At a college in Zhejiang province, students are encouraged to worry more about starting a business than studying the theory of doing so. Han Bingbin reports in Yiwu, Zhejiang.

It's Par for the business course

Yiwu Industrial & Commercial College graduate Yang Fugang at his warehouse in Yiwu, Zhejiang province. Han Bingbin / China Daily

Yang Fugang is already a legend at his alma mater, Yiwu Industrial & Commercial College, in Zhejiang province.

He’s the boss of a home furnishing accessories and knitwear manufacturer, with annual sales of more than 40 million yuan ($6.27 million), sold mainly on Taobao (China’s leading online marketplace).

But just six years ago, he was a poor freshman who picked up empty bottles on campus to sell and cover his living expenses.

In 2007, on the suggestion of a friend, he opened his first online shop on Taobao, selling home accessories and cosmetics.

Taking advantage of Yiwu’s booming manufacturing base, his business quickly became successful. By 2008, a year before he graduated, he was already making more than 30,000 yuan a month.

About that time, he moved into a rented apartment where he started hiring employees to help with his growing business. Living off-campus was against school rules at the time, so Yang had to keep his plans under wraps.

What he didn’t know was that Jia Shaohua, vice-president of the vocational college, was also fermenting his own ideas.

At the time, attendance at classes was low and Jia, whose daughter is a Tsinghua University graduate, was organizing self-study classes and arranging roll calls to improve this situation – but with little success.

Jia then tried another tack, by encouraging his students to start their own businesses. It was at this point that he heard about Yang’s success and in response decided to found a so-called enterprise school to “copy and paste Yang’s model on a large scale”.

At a meeting with Jia, Yang (an underachiever at high school) was called a “hero” for the first time. His name soon appeared in public speeches and enrollment advertisements.

His example inspired Zhang Luoluo and some other 100 youngsters to become the first students of the college’s enterprise school in 2009. Some of them abandoned the chance to enter a higher-level college.

Zhang, from Henan province, started his college life by opening a shop on Taobao and in the following three years, “earning more money” was his principle motivation.

When his high school buddies spent their parents’ money traveling, he was in front of the computer eight hours a day taking care of his online knitwear business. Very soon the then 21-year-old learned to bargain with wholesalers and deal with after-service issues.

In his sophomore year he was making about 4,000 yuan a month, which is when he moved off campus and rented a suburban apartment, where he hired two employees to turn a roomful of stockings and scarves into money.

Making “business top priority”, the school has introduced delivery companies to students, and they are allowed to take orders in class.

Meanwhile, general education courses such as advanced mathematics have been eliminated from the curriculum; while photography, shop design and taxation have been encouraged because they serve the needs of the students, says Zhu Huabing, dean of the enterprise school.

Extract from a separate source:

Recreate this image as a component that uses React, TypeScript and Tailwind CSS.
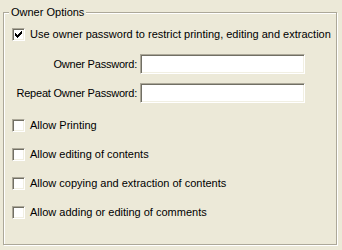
import React from "react";

const sunken =
  "border border-t-[#ACA899] border-l-[#ACA899] border-b-white border-r-white shadow-[inset_1px_1px_0_#716F64,inset_-1px_-1px_0_#F1EFE2] bg-white";

function Check({ checked }: { checked?: boolean }) {
  return (
    <div className={`w-[13px] h-[13px] shrink-0 ${sunken} flex items-center justify-center`}>
      {checked && (
        <svg width="7" height="7" viewBox="0 0 7 7" shapeRendering="crispEdges">
          <path
            d="M6 0h1v1H6zM5 1h2v1H5zM0 2h1v1H0zM4 2h3v1H4zM0 3h2v1H0zM3 3h3v1H3zM0 4h5v1H0zM1 5h3v1H1zM2 6h1v1H2z"
            fill="#000"
          />
        </svg>
      )}
    </div>
  );
}

function CheckRow({ label, checked, className }: { label: string; checked?: boolean; className?: string }) {
  return (
    <div className={`flex items-center h-[13px] pl-[8px] ${className ?? ""}`}>
      <Check checked={checked} />
      <span className="ml-[5px] whitespace-nowrap leading-[13px]">{label}</span>
    </div>
  );
}

function InputRow({ label, className }: { label: string; className?: string }) {
  return (
    <div className={`flex items-center h-[20px] ${className ?? ""}`}>
      <span className="w-[133px] text-right whitespace-nowrap leading-[13px] tracking-[-0.22px]">{label}</span>
      <div className={`ml-[3px] w-[165px] h-[20px] ${sunken}`} />
    </div>
  );
}

export default function App() {
  return (
    <div
      className="w-[342px] h-[250px] bg-[#ECE9D8] pt-[12px] pl-[3px] text-[11px] text-black"
      style={{ fontFamily: '"Liberation Sans", Arial, sans-serif' }}
    >
      <div className="relative w-[334px] h-[233px] border border-[#ACA899] shadow-[1px_1px_0_#fff,inset_1px_1px_0_#fff]">
        <span className="absolute left-[5px] top-[-7px] px-[2px] bg-[#ECE9D8] leading-[13px] whitespace-nowrap">
          Owner Options
        </span>
        <div className="flex flex-col">
          <CheckRow
            className="mt-[15px]"
            checked
            label="Use owner password to restrict printing, editing and extraction"
          />
          <InputRow className="mt-[13px]" label="Owner Password:" />
          <InputRow className="mt-[9px]" label="Repeat Owner Password:" />
          <CheckRow className="mt-[16px]" label="Allow Printing" />
          <CheckRow className="mt-[16px]" label="Allow editing of contents" />
          <CheckRow className="mt-[16px]" label="Allow copying and extraction of contents" />
          <CheckRow className="mt-[16px]" label="Allow adding or editing of comments" />
        </div>
      </div>
    </div>
  );
}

Students are even allowed to skip classes as long as they do well in their business and pass their final tests, Zhang says.

But business performance appears to be more important than final examinations to many students.

Zhang’s classmate Shi Haojie failed six courses this year – which generally leads to a student being expelled – but instead he graduated as an outstanding student.

The reason is he owns three factories with annual sales of more than 10 million yuan. As such, Shi is a model student.

“Failing the tests doesn’t mean he hasn’t mastered the skills. Take the marketing course, for example. Being so successful in his business, Shi clearly doesn’t have any problems with marketing,” Zhu says.

Even so, to counter those who say studying textbooks is useless, professor Yang Jianhua at the Zhejiang Academy of Social Sciences, was reported as telling provincial media that accumulation of knowledge is useful for social development. Thus, he argued, in addition to practical business training, there is still a crucial need for “humane education”.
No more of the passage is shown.